* **JOB**:
Give the material once more, word for word, without any images.

* **GIVEN MATERIAL**:
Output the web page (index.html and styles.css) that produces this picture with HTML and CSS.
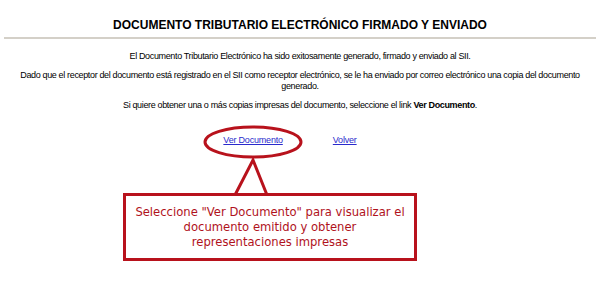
FILE: index.html
```html
<!DOCTYPE html>
<html lang="es">
<head>
    <meta charset="UTF-8">
    <title>Documento Tributario Electrónico</title>
    <link rel="stylesheet" href="styles.css">
</head>
<body>
    <h1 class="title">DOCUMENTO TRIBUTARIO ELECTRÓNICO FIRMADO Y ENVIADO</h1>
    <div class="rule"></div>

    <p class="msg first">El Documento Tributario Electrónico ha sido exitosamente generado, firmado y enviado al SII.</p>
    <p class="msg">Dado que el receptor del documento está registrado en el SII como receptor electrónico, se le ha enviado por correo electrónico una copia del documento generado.</p>
    <p class="msg">Si quiere obtener una o más copias impresas del documento, seleccione el link <b>Ver Documento</b>.</p>

    <div class="links">
        <a href="#" class="link link-ver">Ver Documento</a>
        <a href="#" class="link">Volver</a>
        <svg class="mark" width="110" height="80" viewBox="0 0 110 80">
            <ellipse cx="50" cy="17" rx="48" ry="15" fill="none" stroke="#b8121c" stroke-width="3"/>
            <polyline points="32,70 50,35 64,70" fill="#fff" stroke="#b8121c" stroke-width="3" stroke-linejoin="miter"/>
        </svg>
    </div>

    <div class="callout">
        Seleccione "Ver Documento" para visualizar el<br>
        documento emitido y obtener<br>
        representaciones impresas
    </div>
</body>
</html>
```

FILE: styles.css
```css
body { margin: 0; background: #fff; font-family: "Liberation Sans", Arial, sans-serif; color: #000; }
.title { margin: 0; padding-top: 18px; font-size: 12px; text-align: center; }
.rule { height: 2px; margin: 5px 4px 0; background: #d4d0c8; }
.msg { margin: 8px 8px 0; font-size: 9px; line-height: 11px; letter-spacing: -0.35px; text-align: center; }
.msg.first { margin-top: 12px; }
.links { position: relative; display: flex; justify-content: center; gap: 50px; margin-top: 24px; padding-right: 20px; font-size: 9px; letter-spacing: -0.2px; }
.link { color: #2a2acc; position: relative; z-index: 1; }
.mark { position: absolute; left: 203px; top: -10px; }
.callout { position: relative; width: 272px; margin: 48px 0 0 123px; padding: 9px 8px 8px; border: 3px solid #b8121c; color: #b0121c; font-family: "DejaVu Sans", Verdana, sans-serif; font-size: 11.6px; line-height: 15px; text-align: center; }
```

* **CORRECT RESULT**:
Output the web page (index.html and styles.css) that produces this picture with HTML and CSS.
FILE: index.html
```html
<!DOCTYPE html>
<html lang="es">
<head>
    <meta charset="UTF-8">
    <title>Documento Tributario Electrónico</title>
    <link rel="stylesheet" href="styles.css">
</head>
<body>
    <h1 class="title">DOCUMENTO TRIBUTARIO ELECTRÓNICO FIRMADO Y ENVIADO</h1>
    <div class="rule"></div>

    <p class="msg first">El Documento Tributario Electrónico ha sido exitosamente generado, firmado y enviado al SII.</p>
    <p class="msg">Dado que el receptor del documento está registrado en el SII como receptor electrónico, se le ha enviado por correo electrónico una copia del documento generado.</p>
    <p class="msg">Si quiere obtener una o más copias impresas del documento, seleccione el link <b>Ver Documento</b>.</p>

    <div class="links">
        <a href="#" class="link link-ver">Ver Documento</a>
        <a href="#" class="link">Volver</a>
        <svg class="mark" width="110" height="80" viewBox="0 0 110 80">
            <ellipse cx="50" cy="17" rx="48" ry="15" fill="none" stroke="#b8121c" stroke-width="3"/>
            <polyline points="32,70 50,35 64,70" fill="#fff" stroke="#b8121c" stroke-width="3" stroke-linejoin="miter"/>
        </svg>
    </div>

    <div class="callout">
        Seleccione "Ver Documento" para visualizar el<br>
        documento emitido y obtener<br>
        representaciones impresas
    </div>
</body>
</html>
```

FILE: styles.css
```css
body { margin: 0; background: #fff; font-family: "Liberation Sans", Arial, sans-serif; color: #000; }
.title { margin: 0; padding-top: 18px; font-size: 12px; text-align: center; }
.rule { height: 2px; margin: 5px 4px 0; background: #d4d0c8; }
.msg { margin: 8px 8px 0; font-size: 9px; line-height: 11px; letter-spacing: -0.35px; text-align: center; }
.msg.first { margin-top: 12px; }
.links { position: relative; display: flex; justify-content: center; gap: 50px; margin-top: 24px; padding-right: 20px; font-size: 9px; letter-spacing: -0.2px; }
.link { color: #2a2acc; position: relative; z-index: 1; }
.mark { position: absolute; left: 203px; top: -10px; }
.callout { position: relative; width: 272px; margin: 48px 0 0 123px; padding: 9px 8px 8px; border: 3px solid #b8121c; color: #b0121c; font-family: "DejaVu Sans", Verdana, sans-serif; font-size: 11.6px; line-height: 15px; text-align: center; }
```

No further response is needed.